Adab and reason thus provide a coherent theory of legitimate secular rule and of the rise and fall of legitimate dynasties, but, from the point of view of any individual princes to whom this theory might be addressed, a rather pitiless one: the theory is not designed to accommodate losers. What adab, by contrast, was successful over many centuries in providing for a much wider constituency than princes and their attendant elites was a stimulating and at the same time comforting homeland of the imagination, such as Ibn 'Abd Rabbih had helped to create for Arabic-speaking Andalusians, in which reason, or at any rate reasonableness, provides the framework for reflecting on human experience.

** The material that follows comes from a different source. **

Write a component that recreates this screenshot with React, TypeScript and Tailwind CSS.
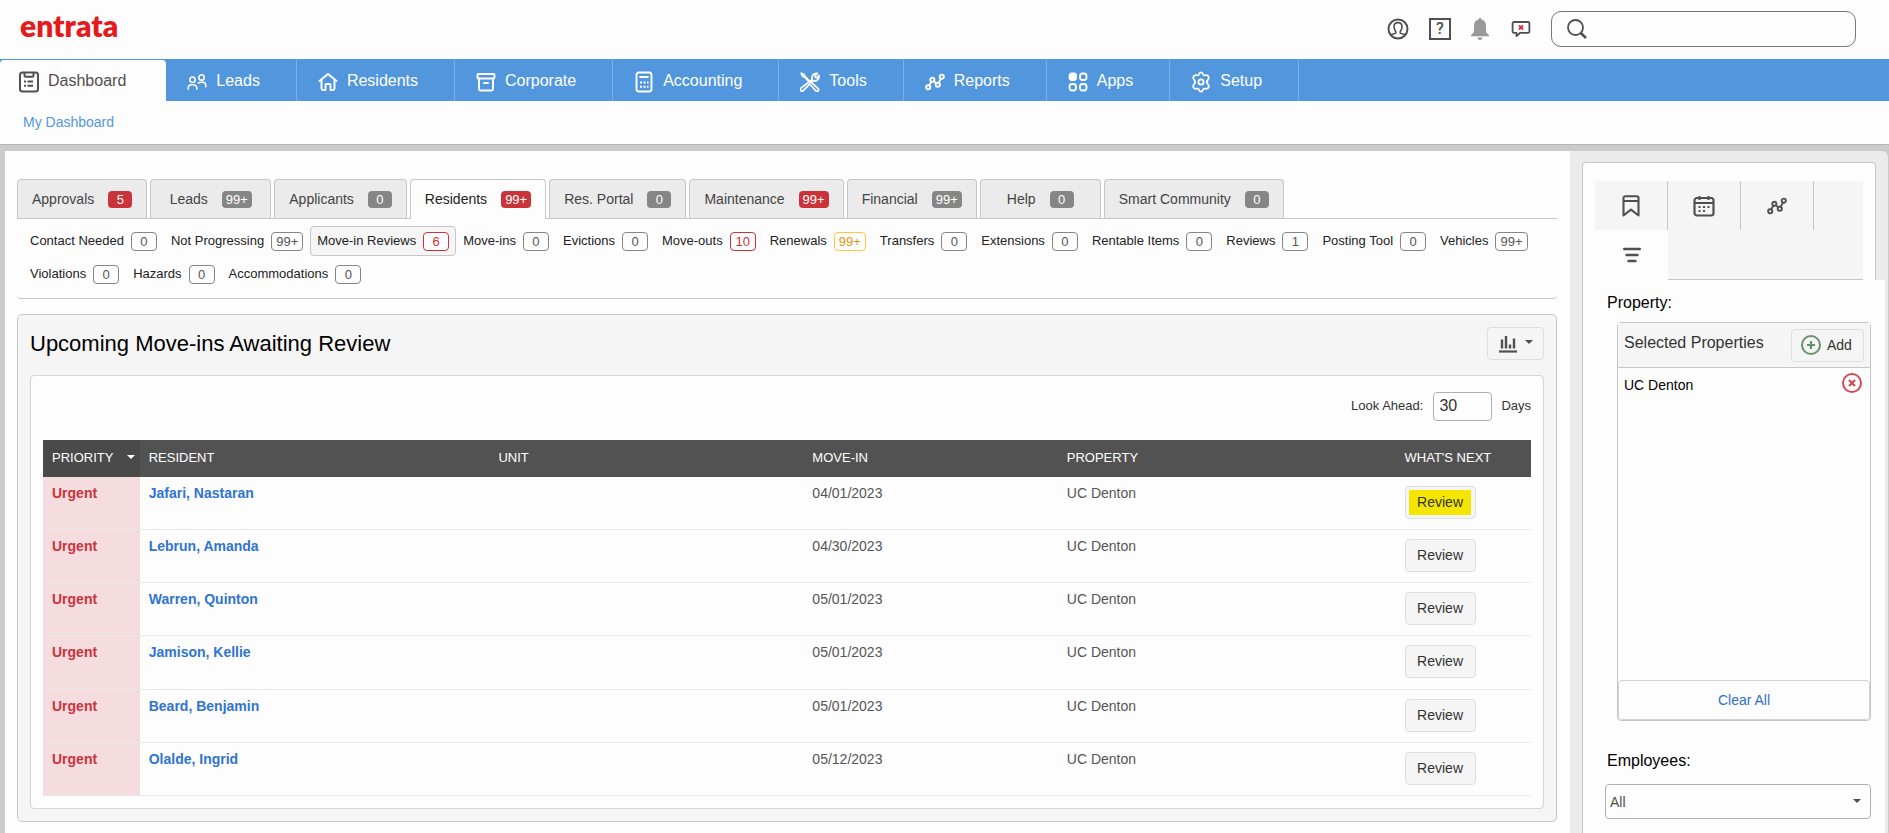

1. Mohammed Arkoun, 'Le concept de la raison islamique', Annuaire de l'Afrique du Nord, 18 (1979) pp. 305-339, reprinted in idem, Pour une critique de la raison islamique, (Paris: Maisonneuve et Larose, 1984), pp.65-99.
2. See the Arabic text and French translation by Charles Pellat,Ibn al-Muqaffa'... "conseilleur" du calife, (Paris: Maisonneuve et Larose, 1976).
3. See further Richard C. Martin and Mark R. Woodward with Dwi S. Atmaja, Defenders of Reason in Islam. Mu'tazilism from Medieval School to Modern Symbol, (Oxford: Oneworld, 1997).
4. English translations of the Qur'a_n are taken from A. J. Arberry, The Koran Interpreted (London, 1955).
5. Ed. Jalil al-'At.iyya, (Beirut, 1990).